Time for something new, about as different from the Pentateuch as you can get while still staying in the ancient world.

I’ve been reading and thinking a lot about the Emperor Constantine over the past ten months and have decided to devote a thread to him on the blog.   His conversion to Christianity is usually considered a major turning point in the history of the Christian religion. Before he became Christian all the Roman emperors were, of course, pagan, and some of them, including his immediate predecessors on the throne, were virulently opposed to the Christian movement.  He himself converted near the end of what is called the “Great Persecution,” a ten-year period in which, at least in parts of the empire, the imperial forces were trying to wipe out the religion.  After he converted, Christianity went from being persecuted, to being tolerated, to being religion-most-favored .

It is a mistake to say – as so many people do say! – that Constantine made Christianity the official state religion of the Roman empire.  He absolutely did not do that.   That happened only later under the Roman Emperor Theodosius I near the end of the fourth century (Constantine was at the beginning).
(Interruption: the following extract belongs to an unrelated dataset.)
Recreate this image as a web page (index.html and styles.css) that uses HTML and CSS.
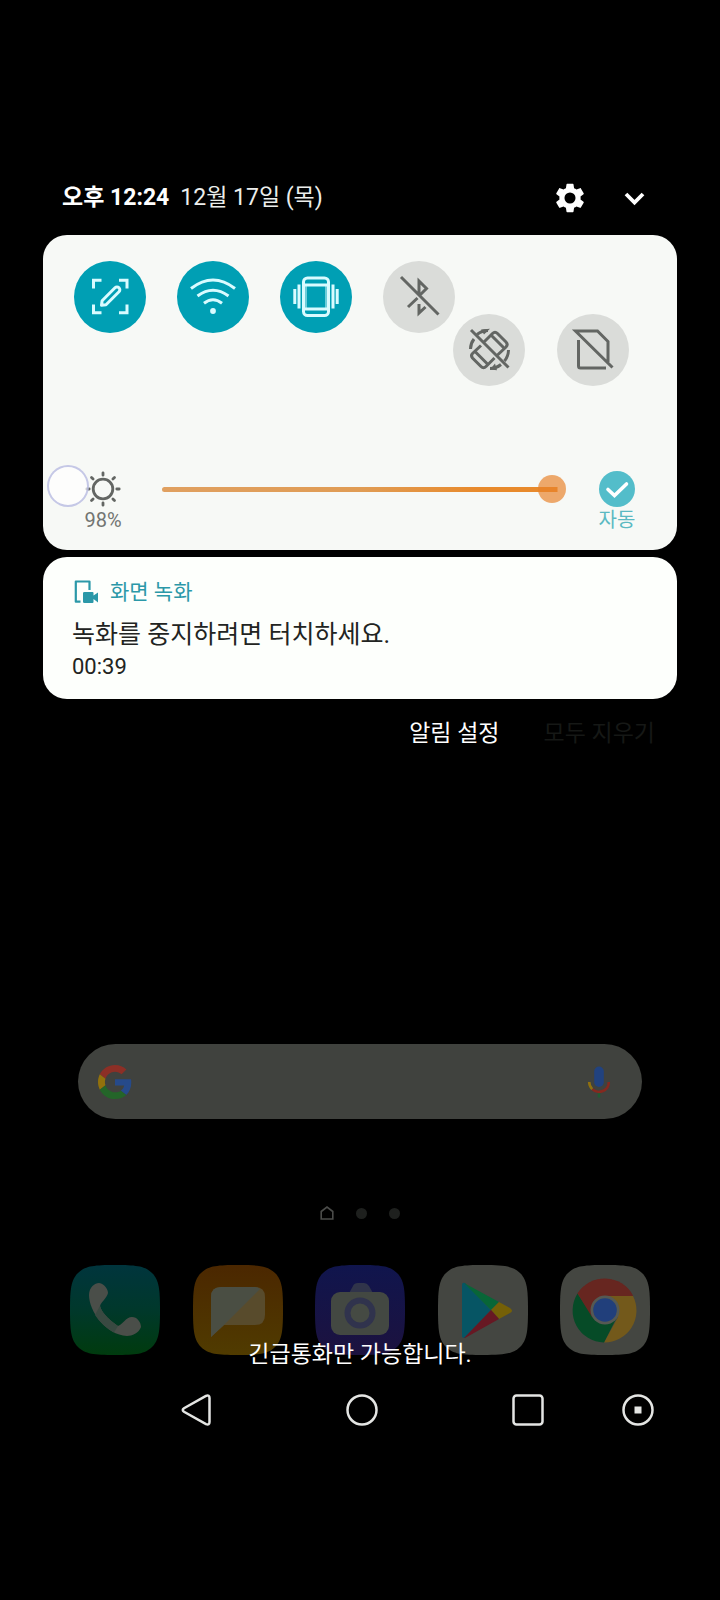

Moreover, it is even more commonly said and thought that Constantine’s conversion is what led to the “triumph” of Christianity, that it is the main reason that so many Christians started to convert to the religion.   It is often pointed out that when he converted, something like 7-10% of the empire was Christian (I’ve come to think that figure is too high) and that by the end of the fourth century something like 50% was.   That’s a big difference.  My view is that maybe two or three million were Christian around 300 and maybe about thirty million around 400.  For that to happen, something BIG must have changed things.  It must have been the conversion of the emperor, right?  Well, I think that’s wrong too.

But I think Constantine’s conversion was nonetheless a huge deal, as I will try to argue in these posts.

This thread is going to be more historically oriented than usual.  I won’t be talking about the words and deeds of Jesus, or the writings of Paul, or the interpretation of the Bible, or lots of the other things I normally talk about.  I’m going to be talking about events that happened in the fourth Christian century.   But we can’t very well just plop down at October 28, 312 (the traditional date of Constantine’s conversion) without some historical backdrop.

On the other hand, we can’t really start “at the beginning” because there actually *is* no beginning.  Anywhere you start, there was something that happened before that which makes sense of the think you’re starting with.   But I’ve gotta start somewhere, so let me give some very brief context.